• [Problem requirements]: Go through the data and copy every line exactly, but not the images.

• [Information provided]:
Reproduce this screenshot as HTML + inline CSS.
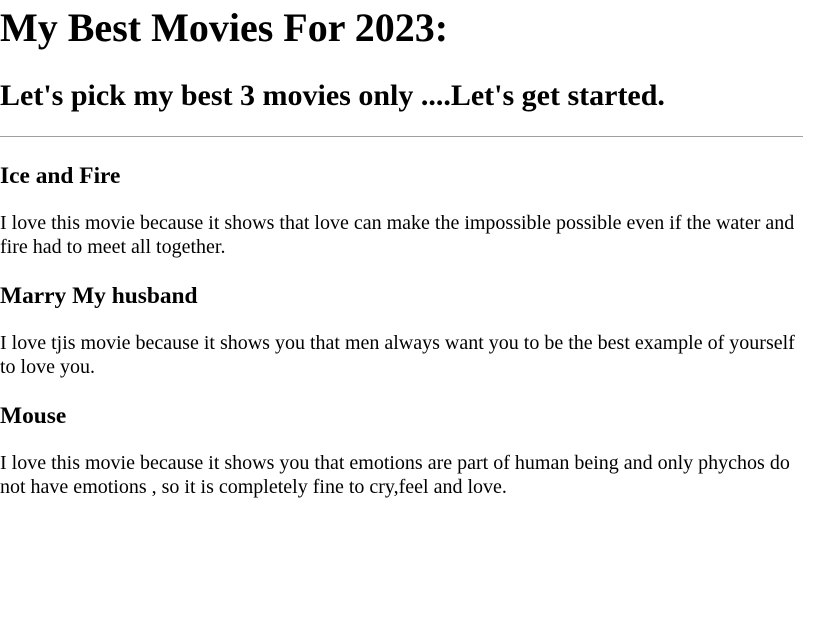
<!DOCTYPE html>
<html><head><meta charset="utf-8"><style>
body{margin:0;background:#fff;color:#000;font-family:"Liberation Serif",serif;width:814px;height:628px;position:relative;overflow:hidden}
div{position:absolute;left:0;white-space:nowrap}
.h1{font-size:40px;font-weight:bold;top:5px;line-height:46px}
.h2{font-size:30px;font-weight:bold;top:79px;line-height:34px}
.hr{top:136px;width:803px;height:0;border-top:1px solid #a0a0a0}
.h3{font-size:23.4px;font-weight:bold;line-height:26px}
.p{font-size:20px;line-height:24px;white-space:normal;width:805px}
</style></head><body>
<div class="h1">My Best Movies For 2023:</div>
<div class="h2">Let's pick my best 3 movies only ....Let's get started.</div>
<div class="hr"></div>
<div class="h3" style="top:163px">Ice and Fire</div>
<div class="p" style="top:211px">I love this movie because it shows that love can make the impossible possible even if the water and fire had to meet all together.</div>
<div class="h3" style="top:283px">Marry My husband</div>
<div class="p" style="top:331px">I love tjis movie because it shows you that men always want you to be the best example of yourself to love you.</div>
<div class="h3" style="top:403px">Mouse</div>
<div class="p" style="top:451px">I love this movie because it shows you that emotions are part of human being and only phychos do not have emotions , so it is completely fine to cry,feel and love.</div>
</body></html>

• [Response to this exercise]:
Reproduce this screenshot as HTML + inline CSS.
<!DOCTYPE html>
<html><head><meta charset="utf-8"><style>
body{margin:0;background:#fff;color:#000;font-family:"Liberation Serif",serif;width:814px;height:628px;position:relative;overflow:hidden}
div{position:absolute;left:0;white-space:nowrap}
.h1{font-size:40px;font-weight:bold;top:5px;line-height:46px}
.h2{font-size:30px;font-weight:bold;top:79px;line-height:34px}
.hr{top:136px;width:803px;height:0;border-top:1px solid #a0a0a0}
.h3{font-size:23.4px;font-weight:bold;line-height:26px}
.p{font-size:20px;line-height:24px;white-space:normal;width:805px}
</style></head><body>
<div class="h1">My Best Movies For 2023:</div>
<div class="h2">Let's pick my best 3 movies only ....Let's get started.</div>
<div class="hr"></div>
<div class="h3" style="top:163px">Ice and Fire</div>
<div class="p" style="top:211px">I love this movie because it shows that love can make the impossible possible even if the water and fire had to meet all together.</div>
<div class="h3" style="top:283px">Marry My husband</div>
<div class="p" style="top:331px">I love tjis movie because it shows you that men always want you to be the best example of yourself to love you.</div>
<div class="h3" style="top:403px">Mouse</div>
<div class="p" style="top:451px">I love this movie because it shows you that emotions are part of human being and only phychos do not have emotions , so it is completely fine to cry,feel and love.</div>
</body></html>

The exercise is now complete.